TIGRLab / air-tigrs

Orchestration tools for TIGRLab's data management infrastructure
1 stars 5 forks source link

[ENH] Add pull datasource --> XNAT workflow #3

Closed jerdra closed 3 years ago

jerdra commented 3 years ago

Some stuff that I put together for a first draft. I tested this on an archive/XNAT instance I spun up!

Some thoughts that I've had while putting this together:

  1. Should we have a slightly different config spec for setting up alternative datasources? I.e have a DataSources key which stores the necessary information to identify and connect to a datasource? This would be in lieu of having a separate set of Xnat keys and SFTP keys. They would be nested in DataSources instead

  2. An XNAT hook could be an interesting feature to explore for handling XNAT connections for uploads. Although I think this might need Pros/Cons brainstorming

  3. For this setup the SFTP connections are configured in the Airflow metadata DB. However by default these are unencrypted. You can view plaintext by just examining the ORM of the metadata DB. I think there are mechanisms to encrypt the data using Fernet but I havent looked into it yet!

I have a repo i'm putting together to spin up a development environment, i'll put that together shortly!
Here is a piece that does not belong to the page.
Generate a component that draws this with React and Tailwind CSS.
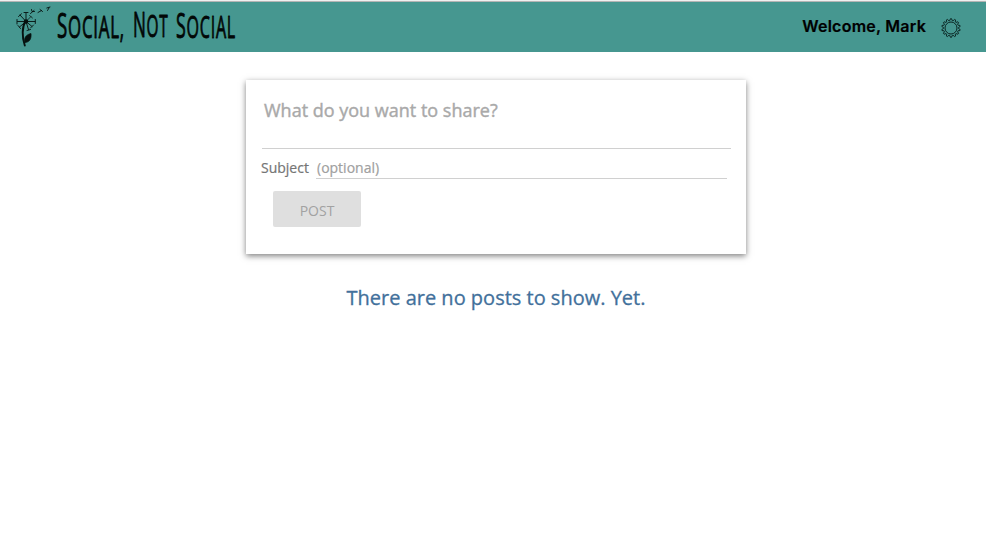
function Dandelion() {
  return (
    <svg className="h-[50px] w-[56px] shrink-0" viewBox="0 0 56 50" fill="none" stroke="#06110f" strokeLinecap="round">
      <path d="M25.500 19C22 25 21.800 35 24.800 43.500" strokeWidth="1.900" />
      <path d="M24.800 40.500C23.500 35.500 26.500 32.500 31 31.500C31.500 37 29.500 40.500 24.800 40.500Z" fill="#06110f" strokeWidth="0.700" />
      <circle cx="26" cy="19.500" r="2.300" fill="#06110f" stroke="none" />
      <path
        d="M26 19.500V11M24 10.500H28M26 19.500L20 13M18.500 14.500L21.500 11.800M26 19.500H17.500M17 17.500V22M26 19.500H35M35.300 17.500V21.500M26 19.500L19.500 25M18 23.500L20.500 26.500M26 19.500L32 24.500M33.500 23L30.500 26M26 19.500L28.500 27.500M27 28.500L30.500 27.500"
        strokeWidth="0.900"
      />
      <path d="M26 19.500L31 14.500M29.500 13.500L32.500 16" strokeWidth="0.700" />
      <path d="M30.500 11.500L34 8.500M31.500 7.500L32 9.500L34.500 9.500M38 10.500L41.500 8.500M40 7.500L42.500 9.500M47.500 8.500L49 6M46.800 6L50 5" strokeWidth="0.900" />
    </svg>
  );
}

function Wordmark() {
  return (
    <svg
      className="h-[50px] w-[184px] shrink-0 overflow-visible font-['Open_Sans',sans-serif] font-medium"
      viewBox="56 2 184 50"
      fill="#020706"
      stroke="#020706"
      strokeWidth="0.900"
      strokeLinejoin="round"
    >
      <text x="57" y="37.500" fontSize="35" letterSpacing="1.500" textLength="68" lengthAdjust="spacingAndGlyphs">
        S<tspan fontSize="31.500">OCIAL,</tspan>
      </text>
      <text x="133" y="37" fontSize="35" letterSpacing="1.500" textLength="35.500" lengthAdjust="spacingAndGlyphs">
        N<tspan fontSize="31.500">OT</tspan>
      </text>
      <text x="176" y="37.500" fontSize="35" letterSpacing="1.500" textLength="60" lengthAdjust="spacingAndGlyphs">
        S<tspan fontSize="31.500">OCIAL</tspan>
      </text>
    </svg>
  );
}

function GearIcon() {
  const count = 14;
  const points = Array.from({ length: count * 4 }, (_, i) => {
    const r = i % 4 < 2 ? 9.3 : 7.5;
    const a = ((i - 0.5) / (count * 4)) * Math.PI * 2;
    return `${10 + r * Math.sin(a)},${10 - r * Math.cos(a)}`;
  }).join(" ");
  return (
    <svg className="size-5" viewBox="0 0 20 20" fill="none" stroke="#0b2623" strokeWidth="1">
      <polygon points={points} />
      <circle cx="10" cy="10" r="6" />
    </svg>
  );
}

export default function App() {
  return (
    <div className="min-h-[547px] bg-white font-['Open_Sans',sans-serif]">
      <header className="border-t border-[#f0f0f0]">
        <div className="flex h-[51px] items-start border-t border-[#b5b5b5] bg-[#469790]">
          <Dandelion />
          <Wordmark />
          <div className="ml-auto flex h-[48px] items-center pr-[25px]">
            <span className="mr-[15px] font-['Inter',sans-serif] text-base leading-6 font-semibold tracking-[0.25px] text-black [-webkit-text-stroke:0.2px_black]">
              Welcome, Mark
            </span>
            <button className="mt-1" aria-label="Settings">
              <GearIcon />
            </button>
          </div>
        </div>
      </header>
      <main className="flex flex-col items-center pt-7 pl-[6px]">
        <form className="flex h-[174px] w-[500px] flex-col bg-white pt-[15px] pr-[15px] pl-[15px] shadow-[0_2px_6px_rgba(0,0,0,0.5)]">
          <textarea
            className="ml-px h-[54px] w-[469px] resize-none border-b border-[#d0d0d0] pt-px pl-[2px] text-[18px] leading-7 outline-none placeholder:text-[#a9a9a9] [-webkit-text-stroke:0.4px_#a9a9a9]"
            placeholder="What do you want to share?"
          />
          <label className="mt-2 flex h-[22px] items-start text-sm leading-[22px] text-[#757575] [-webkit-text-stroke:0.2px_#757575]">
            <span className="w-[55px]">Subject</span>
            <input
              className="h-[22px] w-[411px] border-b border-[#d0d0d0] pl-px leading-5 outline-none placeholder:text-[#a0a0a0] [-webkit-text-stroke:0.2px_#a0a0a0]"
              placeholder="(optional)"
            />
          </label>
          <button className="mt-3 ml-3 h-9 w-[88px] rounded-[2px] bg-[#dfdfdf] pt-[3px] text-sm text-[#a2a2a2]" disabled>
            POST
          </button>
        </form>
        <p className="mt-7 text-xl leading-8 text-[#42709b] [-webkit-text-stroke:0.3px_#42709b]">
          There are no posts to show. Yet.
        </p>
      </main>
    </div>
  );
}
josephmje commented 3 years ago

For this setup the SFTP connections are configured in the Airflow metadata DB. However by default these are unencrypted. You can view plaintext by just examining the ORM of the metadata DB. I think there are mechanisms to encrypt the data using Fernet but I havent looked into it yet!

Not sure what's best here either. I've come across a few different options:

jerdra commented 3 years ago

For this setup the SFTP connections are configured in the Airflow metadata DB. However by default these are unencrypted. You can view plaintext by just examining the ORM of the metadata DB. I think there are mechanisms to encrypt the data using Fernet but I havent looked into it yet!

Not sure what's best here either. I've come across a few different options:

  • Fernet keys: we might have to implement them to at least encrypt user passwords unless we're able to set up oauth (Create a production install of Airflow on tigrsrv #4). Apparently Airflow also allows you to connect with an LDAP service like our CAMH logins.
  • passing in through a config file as we're currently doing
  • use an external storage system like GCP Secrets Manager

From my understanding the encryption of connection keys is separate from securing login to the web application. I think Fernet is meant for the former whereas LDAP/GCP/OAuth is for the latter.

I think ultimately you'd want both since I think securing the web app doesn't stop someone from simply accessing the metadata DB and interacting with the connection object to retrieve plain-text keys. Unless our postgreSQL DB security would prevent this from happening (@DESm1th)?

DESm1th commented 3 years ago

No, it definitely wouldnt prevent that. Plain text passwords / keys in the database are a nono. If a hashed key works for airflow though, we can safely store the hashes

josephmje commented 3 years ago

From my understanding the encryption of connection keys is separate from securing login to the web application. I think Fernet is meant for the former whereas LDAP/GCP/OAuth is for the latter.

Fernet can be applied to both user passwords and credentials. What I meant was we have the option of using it for passwords as well but it looks like @DESm1th is looking into LDAP/OAuth for that.

DESm1th commented 3 years ago

If you want we can use it for passwords too. I think LDAP maaay be less good of an idea than I'd hoped because we may have to work with IMG to set that up

jerdra commented 3 years ago

closing this PR to break it up into its independent components!